> **What to produce**: Copy all lines that contain the word "this".

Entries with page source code
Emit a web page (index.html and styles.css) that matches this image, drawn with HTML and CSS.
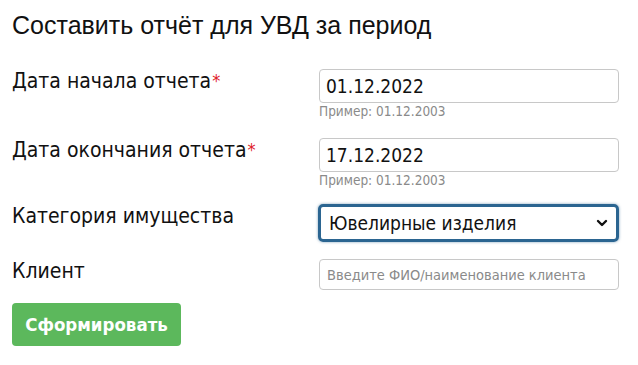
FILE: index.html
```html
<!DOCTYPE html>
<html lang="ru">
<head>
<meta charset="utf-8">
<title>Отчёт для УВД</title>
<link rel="stylesheet" href="styles.css">
</head>
<body>
<div class="page">
  <h1 class="title">Составить отчёт для УВД за период</h1>
  <form class="form">
    <div class="row row-1">
      <label class="label">Дата начала отчета<span class="req">*</span></label>
      <div class="field">
        <input class="input" type="text" value="01.12.2022">
        <div class="hint">Пример: 01.12.2003</div>
      </div>
    </div>
    <div class="row row-2">
      <label class="label">Дата окончания отчета<span class="req">*</span></label>
      <div class="field">
        <input class="input" type="text" value="17.12.2022">
        <div class="hint">Пример: 01.12.2003</div>
      </div>
    </div>
    <div class="row row-3">
      <label class="label">Категория имущества</label>
      <div class="field">
        <div class="select">
          <span class="select-value">Ювелирные изделия</span>
          <svg class="chevron" width="12" height="8" viewBox="0 0 12 8"><path d="M2 2 L6 6 L10 2" fill="none" stroke="#111" stroke-width="2.4" stroke-linecap="round" stroke-linejoin="round"/></svg>
        </div>
      </div>
    </div>
    <div class="row row-4">
      <label class="label">Клиент</label>
      <div class="field">
        <input class="input input-sm" type="text" placeholder="Введите ФИО/наименование клиента">
      </div>
    </div>
    <button class="btn" type="button">Сформировать</button>
  </form>
</div>
</body>
</html>
```
FILE: styles.css
```css
* { box-sizing: border-box; }
html, body { margin: 0; padding: 0; background: #fff; }
.page {
  padding: 10px 20px 0 12px;
  font-family: "DejaVu Sans Condensed", "DejaVu Sans", sans-serif;
  color: #111;
}
.title {
  margin: 0 0 29px 0;
  font-family: "Liberation Sans", Arial, sans-serif;
  font-weight: normal;
  font-size: 25px;
  line-height: 30px;
  color: #111;
}
.row {
  display: grid;
  grid-template-columns: 307px 300px;
  align-items: start;
}
.row-1 { margin-bottom: 19px; }
.row-2 { margin-bottom: 16px; }
.row-3 { margin-bottom: 17px; }
.row-4 { margin-bottom: 13px; }
.label {
  font-size: 21px;
  line-height: 24px;
  padding-top: 0;
}
.req { color: #e0202a; font-size: 18px; vertical-align: top; margin-left: 1px; }
.field { display: flex; flex-direction: column; }
.input {
  height: 34px;
  width: 300px;
  border: 1px solid #c8c8c8;
  border-radius: 4px;
  padding: 0 6px;
  font-family: "DejaVu Sans Condensed", "DejaVu Sans", sans-serif;
  font-size: 19px;
  color: #111;
  outline: none;
}
.input-sm { height: 31px; font-size: 14.5px; padding: 0 7px; }
.input-sm::placeholder { color: #8a8a8a; }
.hint {
  margin-top: 1px;
  font-size: 13.5px;
  line-height: 15px;
  color: #8a8a8a;
}
.select {
  height: 38px;
  width: 301px;
  margin-left: -1px;
  border: 3px solid #2b6591;
  border-radius: 5px;
  box-shadow: 0 0 3px rgba(43,101,145,0.6);
  display: flex;
  align-items: center;
  justify-content: space-between;
  padding: 0 8px 0 8px;
  font-size: 19px;
}
.chevron { display: block; }
.btn {
  display: block;
  height: 43px;
  width: 169px;
  border: none;
  border-radius: 4px;
  background: #5cb85c;
  color: #fff;
  font-family: "DejaVu Sans Condensed", "DejaVu Sans", sans-serif;
  font-weight: bold;
  font-size: 18.5px;
  padding: 0;
}
```
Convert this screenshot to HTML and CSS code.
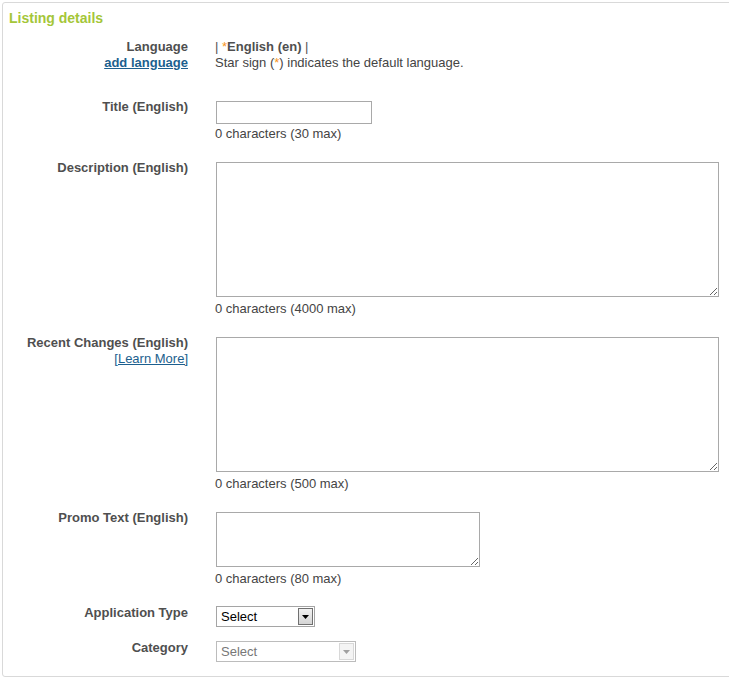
FILE: index.html
```html
<!DOCTYPE html>
<html>
<head>
<meta charset="utf-8">
<link rel="stylesheet" href="styles.css">
</head>
<body>
<div class="panel">
  <h2 class="heading">Listing details</h2>

  <div class="row row-lang">
    <div class="label">Language<br><a href="#" class="add-lang">add language</a></div>
    <div class="value">
      <div><span class="pipe">|</span> <span class="star">*</span><b>English (en)</b> <span class="pipe">|</span></div>
      <div>Star sign (<span class="star">*</span>) indicates the default language.</div>
    </div>
  </div>

  <div class="row">
    <div class="label">Title (English)</div>
    <div class="value field">
      <input type="text" class="input-title">
      <div class="count">0 characters (30 max)</div>
    </div>
  </div>

  <div class="row">
    <div class="label">Description (English)</div>
    <div class="value field">
      <textarea class="ta ta-large"></textarea>
      <div class="count">0 characters (4000 max)</div>
    </div>
  </div>

  <div class="row">
    <div class="label">Recent Changes (English)<br><a href="#" class="learn">[Learn More]</a></div>
    <div class="value field">
      <textarea class="ta ta-large"></textarea>
      <div class="count">0 characters (500 max)</div>
    </div>
  </div>

  <div class="row">
    <div class="label">Promo Text (English)</div>
    <div class="value field">
      <textarea class="ta ta-promo"></textarea>
      <div class="count">0 characters (80 max)</div>
    </div>
  </div>

  <div class="row row-select">
    <div class="label">Application Type</div>
    <div class="value field field-select">
      <div class="select select-type">
        <span class="select-text">Select</span>
        <span class="select-btn"><svg width="7" height="4" viewBox="0 0 7 4"><path d="M0 0H7L3.5 4Z" fill="#000"/></svg></span>
      </div>
    </div>
  </div>

  <div class="row row-select last">
    <div class="label">Category</div>
    <div class="value field field-select">
      <div class="select select-cat disabled">
        <span class="select-text">Select</span>
        <span class="select-btn"><svg width="7" height="4" viewBox="0 0 7 4"><path d="M0 0H7L3.5 4Z" fill="#a0a0a0"/></svg></span>
      </div>
    </div>
  </div>
</div>
</body>
</html>
```

FILE: styles.css
```css
html, body {
  margin: 0;
  padding: 0;
  background: #fff;
  overflow: hidden;
}

body {
  font-family: "Liberation Sans", Arial, sans-serif;
  font-size: 13px;
  line-height: 16px;
  color: #444;
}

.panel {
  margin: 2px 0 0 2px;
  width: 740px;
  border: 1px solid #d9d9d9;
  border-radius: 3px;
  padding-bottom: 14px;
  box-sizing: border-box;
}

.heading {
  margin: 0;
  padding: 7px 6px 0 6px;
  font-size: 14px;
  line-height: 17px;
  font-weight: bold;
  color: #a4c639;
}

.row {
  display: grid;
  grid-template-columns: 185px 1fr;
  column-gap: 27px;
  margin-top: 18px;
}

.row-lang {
  margin-top: 12px;
}

.row-lang + .row {
  margin-top: 28px;
}

.row-select + .row-select {
  margin-top: 13px;
}

.label {
  text-align: right;
  font-weight: bold;
  color: #4f4f4f;
}

.add-lang {
  color: #1c5f8e;
  font-weight: bold;
  text-decoration: underline;
}

.learn {
  color: #1c5f8e;
  font-weight: normal;
  text-decoration: underline;
}

.value {
  color: #444;
}

.value b {
  color: #4f4f4f;
}

.pipe {
  color: #555;
}

.star {
  color: #f7941d;
}

.field {
  padding-top: 2px;
}

.field-select {
  padding-top: 1px;
}

.input-title {
  display: block;
  margin: 0 0 0 1px;
  width: 156px;
  height: 23px;
  box-sizing: border-box;
  border: 1px solid #a9a9a9;
  padding: 2px 3px;
  font: 13px "Liberation Sans", Arial, sans-serif;
}

.ta {
  display: block;
  margin: 0 0 0 1px;
  box-sizing: border-box;
  border: 1px solid #a9a9a9;
  padding: 2px;
  font: 13px "Liberation Sans", Arial, sans-serif;
  resize: both;
}

.ta-large {
  width: 503px;
  height: 135px;
}

.ta-promo {
  width: 264px;
  height: 55px;
}

.input-title + .count {
  margin-top: 2px;
}

.ta + .count {
  margin-top: 4px;
}

.select {
  display: flex;
  margin-left: 1px;
  height: 21px;
  box-sizing: border-box;
  border: 1px solid #a5a5a5;
  background: #fff;
  align-items: stretch;
}

.select-type {
  width: 99px;
}

.select-cat {
  width: 140px;
}

.select-text {
  flex: 1;
  padding: 2px 0 0 4px;
  font-size: 13px;
  line-height: 16px;
  color: #000;
}

.select-btn {
  width: 15px;
  margin: 1px;
  box-sizing: border-box;
  border: 1px solid #707070;
  background: linear-gradient(#f2f2f2, #d4d4d4);
  display: flex;
  align-items: center;
  justify-content: center;
}

.disabled {
  border-color: #bcbcbc;
}

.disabled .select-text {
  color: #777;
}

.disabled .select-btn {
  border-color: #d8d8d8;
  background: #f4f4f4;
}
```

> **The output**:
Emit a web page (index.html and styles.css) that matches this image, drawn with HTML and CSS.
Convert this screenshot to HTML and CSS code.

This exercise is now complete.